◆ Dataset content:
......
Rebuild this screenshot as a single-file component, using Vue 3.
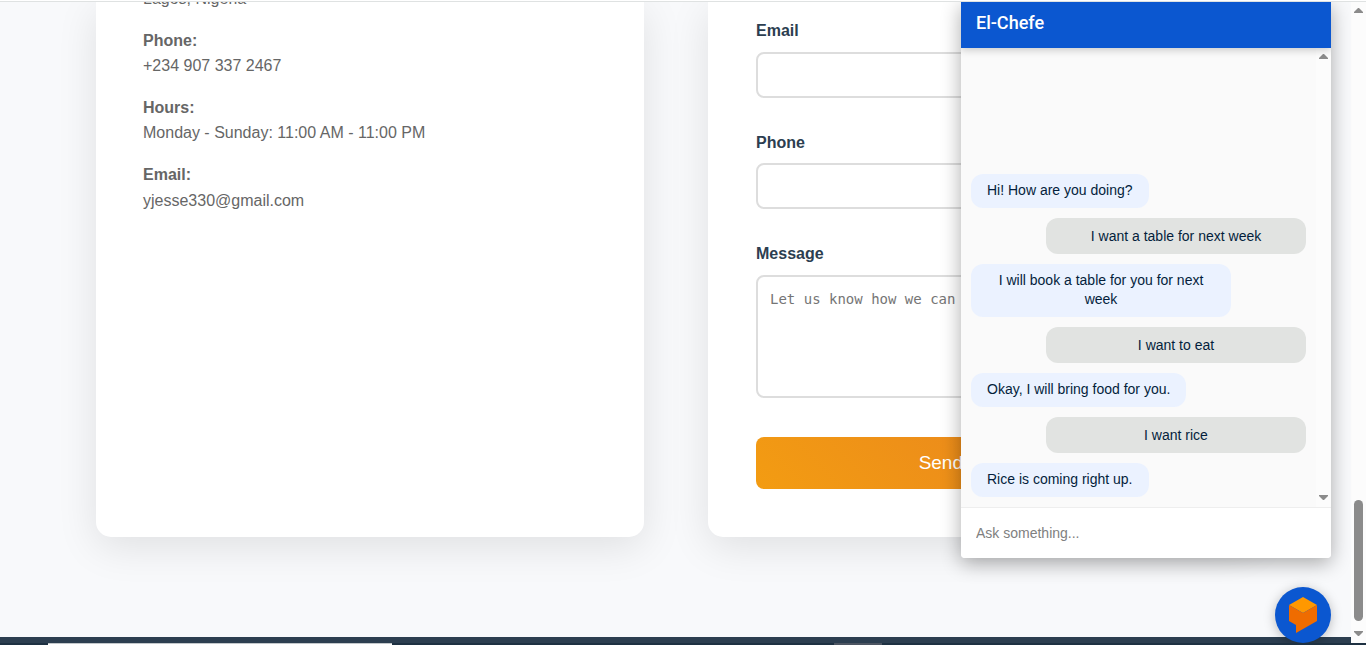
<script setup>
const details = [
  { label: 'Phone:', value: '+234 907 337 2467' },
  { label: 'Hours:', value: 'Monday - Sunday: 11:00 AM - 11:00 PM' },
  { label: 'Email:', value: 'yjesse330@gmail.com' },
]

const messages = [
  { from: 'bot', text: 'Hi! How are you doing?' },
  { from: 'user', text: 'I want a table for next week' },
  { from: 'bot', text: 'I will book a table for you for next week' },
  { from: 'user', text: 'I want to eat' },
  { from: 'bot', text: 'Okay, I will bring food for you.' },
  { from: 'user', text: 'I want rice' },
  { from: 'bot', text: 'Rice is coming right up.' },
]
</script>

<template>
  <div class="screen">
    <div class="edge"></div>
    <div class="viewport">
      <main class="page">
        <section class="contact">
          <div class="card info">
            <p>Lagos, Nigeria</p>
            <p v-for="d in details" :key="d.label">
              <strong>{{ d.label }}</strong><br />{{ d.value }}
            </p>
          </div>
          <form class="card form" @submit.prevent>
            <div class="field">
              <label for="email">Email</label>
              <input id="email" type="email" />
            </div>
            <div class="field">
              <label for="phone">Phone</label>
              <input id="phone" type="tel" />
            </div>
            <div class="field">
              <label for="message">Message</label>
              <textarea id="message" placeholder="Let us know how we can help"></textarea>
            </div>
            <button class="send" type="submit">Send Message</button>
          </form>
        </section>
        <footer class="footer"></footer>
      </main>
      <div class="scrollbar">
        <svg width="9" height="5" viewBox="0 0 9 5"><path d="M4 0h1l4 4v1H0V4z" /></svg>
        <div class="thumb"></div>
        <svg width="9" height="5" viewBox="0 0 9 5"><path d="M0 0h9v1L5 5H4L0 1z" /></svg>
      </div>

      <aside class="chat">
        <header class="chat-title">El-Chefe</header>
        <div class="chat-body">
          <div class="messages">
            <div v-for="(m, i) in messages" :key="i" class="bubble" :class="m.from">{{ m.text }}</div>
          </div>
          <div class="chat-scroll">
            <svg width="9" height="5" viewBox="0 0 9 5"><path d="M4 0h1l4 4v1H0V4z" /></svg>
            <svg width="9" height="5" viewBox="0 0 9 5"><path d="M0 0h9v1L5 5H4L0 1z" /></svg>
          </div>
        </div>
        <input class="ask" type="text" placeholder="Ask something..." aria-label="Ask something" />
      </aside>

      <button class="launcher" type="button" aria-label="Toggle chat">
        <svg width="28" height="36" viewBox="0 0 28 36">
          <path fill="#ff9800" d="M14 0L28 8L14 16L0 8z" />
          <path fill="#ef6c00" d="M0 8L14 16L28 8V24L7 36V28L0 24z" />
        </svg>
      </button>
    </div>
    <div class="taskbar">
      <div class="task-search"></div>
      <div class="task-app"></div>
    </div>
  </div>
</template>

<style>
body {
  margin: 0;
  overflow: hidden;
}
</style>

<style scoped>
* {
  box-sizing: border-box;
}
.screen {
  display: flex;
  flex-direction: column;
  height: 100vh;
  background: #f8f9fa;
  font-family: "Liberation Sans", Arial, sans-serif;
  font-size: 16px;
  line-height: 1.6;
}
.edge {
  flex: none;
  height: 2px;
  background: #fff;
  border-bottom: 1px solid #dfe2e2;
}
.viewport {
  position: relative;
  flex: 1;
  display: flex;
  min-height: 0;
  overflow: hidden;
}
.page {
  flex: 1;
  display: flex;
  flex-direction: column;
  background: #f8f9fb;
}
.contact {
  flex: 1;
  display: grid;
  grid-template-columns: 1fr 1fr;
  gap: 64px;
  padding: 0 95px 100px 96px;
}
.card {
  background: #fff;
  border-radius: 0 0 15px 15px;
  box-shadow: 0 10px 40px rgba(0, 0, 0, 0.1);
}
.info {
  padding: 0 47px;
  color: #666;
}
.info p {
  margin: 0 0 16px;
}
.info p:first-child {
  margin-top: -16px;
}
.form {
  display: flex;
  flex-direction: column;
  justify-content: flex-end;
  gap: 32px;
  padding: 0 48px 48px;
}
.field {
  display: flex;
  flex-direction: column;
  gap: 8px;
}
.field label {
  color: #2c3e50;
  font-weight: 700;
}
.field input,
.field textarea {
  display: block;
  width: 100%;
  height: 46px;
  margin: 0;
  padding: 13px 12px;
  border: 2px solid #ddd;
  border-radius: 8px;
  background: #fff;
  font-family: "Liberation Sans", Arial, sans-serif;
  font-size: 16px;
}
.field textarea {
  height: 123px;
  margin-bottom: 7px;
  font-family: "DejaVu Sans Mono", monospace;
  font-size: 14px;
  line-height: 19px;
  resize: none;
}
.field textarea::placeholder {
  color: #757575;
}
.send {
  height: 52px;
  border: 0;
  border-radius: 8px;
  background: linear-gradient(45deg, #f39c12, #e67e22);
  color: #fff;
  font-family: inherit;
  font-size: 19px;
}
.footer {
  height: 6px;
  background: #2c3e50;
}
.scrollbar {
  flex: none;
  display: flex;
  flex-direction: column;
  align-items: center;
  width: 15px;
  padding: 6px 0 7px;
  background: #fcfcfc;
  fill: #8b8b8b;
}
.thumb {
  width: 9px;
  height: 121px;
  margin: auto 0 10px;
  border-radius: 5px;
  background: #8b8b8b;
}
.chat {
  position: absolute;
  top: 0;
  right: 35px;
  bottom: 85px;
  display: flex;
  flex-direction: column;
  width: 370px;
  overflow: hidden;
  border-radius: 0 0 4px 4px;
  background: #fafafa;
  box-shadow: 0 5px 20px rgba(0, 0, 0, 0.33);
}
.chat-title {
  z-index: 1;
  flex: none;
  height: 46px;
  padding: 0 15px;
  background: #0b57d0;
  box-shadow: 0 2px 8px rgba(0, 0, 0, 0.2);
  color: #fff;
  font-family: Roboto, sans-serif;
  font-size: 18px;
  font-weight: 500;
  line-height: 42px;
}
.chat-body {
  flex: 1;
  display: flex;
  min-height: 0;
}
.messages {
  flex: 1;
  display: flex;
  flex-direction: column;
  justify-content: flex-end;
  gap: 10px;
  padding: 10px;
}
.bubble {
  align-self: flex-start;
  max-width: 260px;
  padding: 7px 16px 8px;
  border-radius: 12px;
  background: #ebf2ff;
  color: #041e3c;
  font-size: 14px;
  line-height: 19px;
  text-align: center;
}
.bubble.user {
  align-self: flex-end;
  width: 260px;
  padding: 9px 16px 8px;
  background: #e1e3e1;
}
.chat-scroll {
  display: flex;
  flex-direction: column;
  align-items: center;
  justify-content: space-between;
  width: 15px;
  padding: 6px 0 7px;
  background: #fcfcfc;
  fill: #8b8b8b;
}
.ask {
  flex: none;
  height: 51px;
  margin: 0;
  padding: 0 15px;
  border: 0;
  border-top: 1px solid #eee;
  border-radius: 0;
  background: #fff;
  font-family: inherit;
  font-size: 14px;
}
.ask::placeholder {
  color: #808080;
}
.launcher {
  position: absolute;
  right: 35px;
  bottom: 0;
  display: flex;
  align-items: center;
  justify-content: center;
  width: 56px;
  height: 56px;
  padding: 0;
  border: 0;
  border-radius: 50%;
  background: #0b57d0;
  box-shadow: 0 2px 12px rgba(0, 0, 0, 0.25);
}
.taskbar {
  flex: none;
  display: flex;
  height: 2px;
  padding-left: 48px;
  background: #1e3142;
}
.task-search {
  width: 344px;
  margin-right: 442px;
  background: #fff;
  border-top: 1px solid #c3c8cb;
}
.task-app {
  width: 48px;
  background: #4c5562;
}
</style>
......
◆ Your task:
All of the lines above should be printed exactly, minus the pictures.

◆ Exercise response:
Rebuild this screenshot as a single-file component, using Vue 3.
<script setup>
const details = [
  { label: 'Phone:', value: '+234 907 337 2467' },
  { label: 'Hours:', value: 'Monday - Sunday: 11:00 AM - 11:00 PM' },
  { label: 'Email:', value: 'yjesse330@gmail.com' },
]

const messages = [
  { from: 'bot', text: 'Hi! How are you doing?' },
  { from: 'user', text: 'I want a table for next week' },
  { from: 'bot', text: 'I will book a table for you for next week' },
  { from: 'user', text: 'I want to eat' },
  { from: 'bot', text: 'Okay, I will bring food for you.' },
  { from: 'user', text: 'I want rice' },
  { from: 'bot', text: 'Rice is coming right up.' },
]
</script>

<template>
  <div class="screen">
    <div class="edge"></div>
    <div class="viewport">
      <main class="page">
        <section class="contact">
          <div class="card info">
            <p>Lagos, Nigeria</p>
            <p v-for="d in details" :key="d.label">
              <strong>{{ d.label }}</strong><br />{{ d.value }}
            </p>
          </div>
          <form class="card form" @submit.prevent>
            <div class="field">
              <label for="email">Email</label>
              <input id="email" type="email" />
            </div>
            <div class="field">
              <label for="phone">Phone</label>
              <input id="phone" type="tel" />
            </div>
            <div class="field">
              <label for="message">Message</label>
              <textarea id="message" placeholder="Let us know how we can help"></textarea>
            </div>
            <button class="send" type="submit">Send Message</button>
          </form>
        </section>
        <footer class="footer"></footer>
      </main>
      <div class="scrollbar">
        <svg width="9" height="5" viewBox="0 0 9 5"><path d="M4 0h1l4 4v1H0V4z" /></svg>
        <div class="thumb"></div>
        <svg width="9" height="5" viewBox="0 0 9 5"><path d="M0 0h9v1L5 5H4L0 1z" /></svg>
      </div>

      <aside class="chat">
        <header class="chat-title">El-Chefe</header>
        <div class="chat-body">
          <div class="messages">
            <div v-for="(m, i) in messages" :key="i" class="bubble" :class="m.from">{{ m.text }}</div>
          </div>
          <div class="chat-scroll">
            <svg width="9" height="5" viewBox="0 0 9 5"><path d="M4 0h1l4 4v1H0V4z" /></svg>
            <svg width="9" height="5" viewBox="0 0 9 5"><path d="M0 0h9v1L5 5H4L0 1z" /></svg>
          </div>
        </div>
        <input class="ask" type="text" placeholder="Ask something..." aria-label="Ask something" />
      </aside>

      <button class="launcher" type="button" aria-label="Toggle chat">
        <svg width="28" height="36" viewBox="0 0 28 36">
          <path fill="#ff9800" d="M14 0L28 8L14 16L0 8z" />
          <path fill="#ef6c00" d="M0 8L14 16L28 8V24L7 36V28L0 24z" />
        </svg>
      </button>
    </div>
    <div class="taskbar">
      <div class="task-search"></div>
      <div class="task-app"></div>
    </div>
  </div>
</template>

<style>
body {
  margin: 0;
  overflow: hidden;
}
</style>

<style scoped>
* {
  box-sizing: border-box;
}
.screen {
  display: flex;
  flex-direction: column;
  height: 100vh;
  background: #f8f9fa;
  font-family: "Liberation Sans", Arial, sans-serif;
  font-size: 16px;
  line-height: 1.6;
}
.edge {
  flex: none;
  height: 2px;
  background: #fff;
  border-bottom: 1px solid #dfe2e2;
}
.viewport {
  position: relative;
  flex: 1;
  display: flex;
  min-height: 0;
  overflow: hidden;
}
.page {
  flex: 1;
  display: flex;
  flex-direction: column;
  background: #f8f9fb;
}
.contact {
  flex: 1;
  display: grid;
  grid-template-columns: 1fr 1fr;
  gap: 64px;
  padding: 0 95px 100px 96px;
}
.card {
  background: #fff;
  border-radius: 0 0 15px 15px;
  box-shadow: 0 10px 40px rgba(0, 0, 0, 0.1);
}
.info {
  padding: 0 47px;
  color: #666;
}
.info p {
  margin: 0 0 16px;
}
.info p:first-child {
  margin-top: -16px;
}
.form {
  display: flex;
  flex-direction: column;
  justify-content: flex-end;
  gap: 32px;
  padding: 0 48px 48px;
}
.field {
  display: flex;
  flex-direction: column;
  gap: 8px;
}
.field label {
  color: #2c3e50;
  font-weight: 700;
}
.field input,
.field textarea {
  display: block;
  width: 100%;
  height: 46px;
  margin: 0;
  padding: 13px 12px;
  border: 2px solid #ddd;
  border-radius: 8px;
  background: #fff;
  font-family: "Liberation Sans", Arial, sans-serif;
  font-size: 16px;
}
.field textarea {
  height: 123px;
  margin-bottom: 7px;
  font-family: "DejaVu Sans Mono", monospace;
  font-size: 14px;
  line-height: 19px;
  resize: none;
}
.field textarea::placeholder {
  color: #757575;
}
.send {
  height: 52px;
  border: 0;
  border-radius: 8px;
  background: linear-gradient(45deg, #f39c12, #e67e22);
  color: #fff;
  font-family: inherit;
  font-size: 19px;
}
.footer {
  height: 6px;
  background: #2c3e50;
}
.scrollbar {
  flex: none;
  display: flex;
  flex-direction: column;
  align-items: center;
  width: 15px;
  padding: 6px 0 7px;
  background: #fcfcfc;
  fill: #8b8b8b;
}
.thumb {
  width: 9px;
  height: 121px;
  margin: auto 0 10px;
  border-radius: 5px;
  background: #8b8b8b;
}
.chat {
  position: absolute;
  top: 0;
  right: 35px;
  bottom: 85px;
  display: flex;
  flex-direction: column;
  width: 370px;
  overflow: hidden;
  border-radius: 0 0 4px 4px;
  background: #fafafa;
  box-shadow: 0 5px 20px rgba(0, 0, 0, 0.33);
}
.chat-title {
  z-index: 1;
  flex: none;
  height: 46px;
  padding: 0 15px;
  background: #0b57d0;
  box-shadow: 0 2px 8px rgba(0, 0, 0, 0.2);
  color: #fff;
  font-family: Roboto, sans-serif;
  font-size: 18px;
  font-weight: 500;
  line-height: 42px;
}
.chat-body {
  flex: 1;
  display: flex;
  min-height: 0;
}
.messages {
  flex: 1;
  display: flex;
  flex-direction: column;
  justify-content: flex-end;
  gap: 10px;
  padding: 10px;
}
.bubble {
  align-self: flex-start;
  max-width: 260px;
  padding: 7px 16px 8px;
  border-radius: 12px;
  background: #ebf2ff;
  color: #041e3c;
  font-size: 14px;
  line-height: 19px;
  text-align: center;
}
.bubble.user {
  align-self: flex-end;
  width: 260px;
  padding: 9px 16px 8px;
  background: #e1e3e1;
}
.chat-scroll {
  display: flex;
  flex-direction: column;
  align-items: center;
  justify-content: space-between;
  width: 15px;
  padding: 6px 0 7px;
  background: #fcfcfc;
  fill: #8b8b8b;
}
.ask {
  flex: none;
  height: 51px;
  margin: 0;
  padding: 0 15px;
  border: 0;
  border-top: 1px solid #eee;
  border-radius: 0;
  background: #fff;
  font-family: inherit;
  font-size: 14px;
}
.ask::placeholder {
  color: #808080;
}
.launcher {
  position: absolute;
  right: 35px;
  bottom: 0;
  display: flex;
  align-items: center;
  justify-content: center;
  width: 56px;
  height: 56px;
  padding: 0;
  border: 0;
  border-radius: 50%;
  background: #0b57d0;
  box-shadow: 0 2px 12px rgba(0, 0, 0, 0.25);
}
.taskbar {
  flex: none;
  display: flex;
  height: 2px;
  padding-left: 48px;
  background: #1e3142;
}
.task-search {
  width: 344px;
  margin-right: 442px;
  background: #fff;
  border-top: 1px solid #c3c8cb;
}
.task-app {
  width: 48px;
  background: #4c5562;
}
</style>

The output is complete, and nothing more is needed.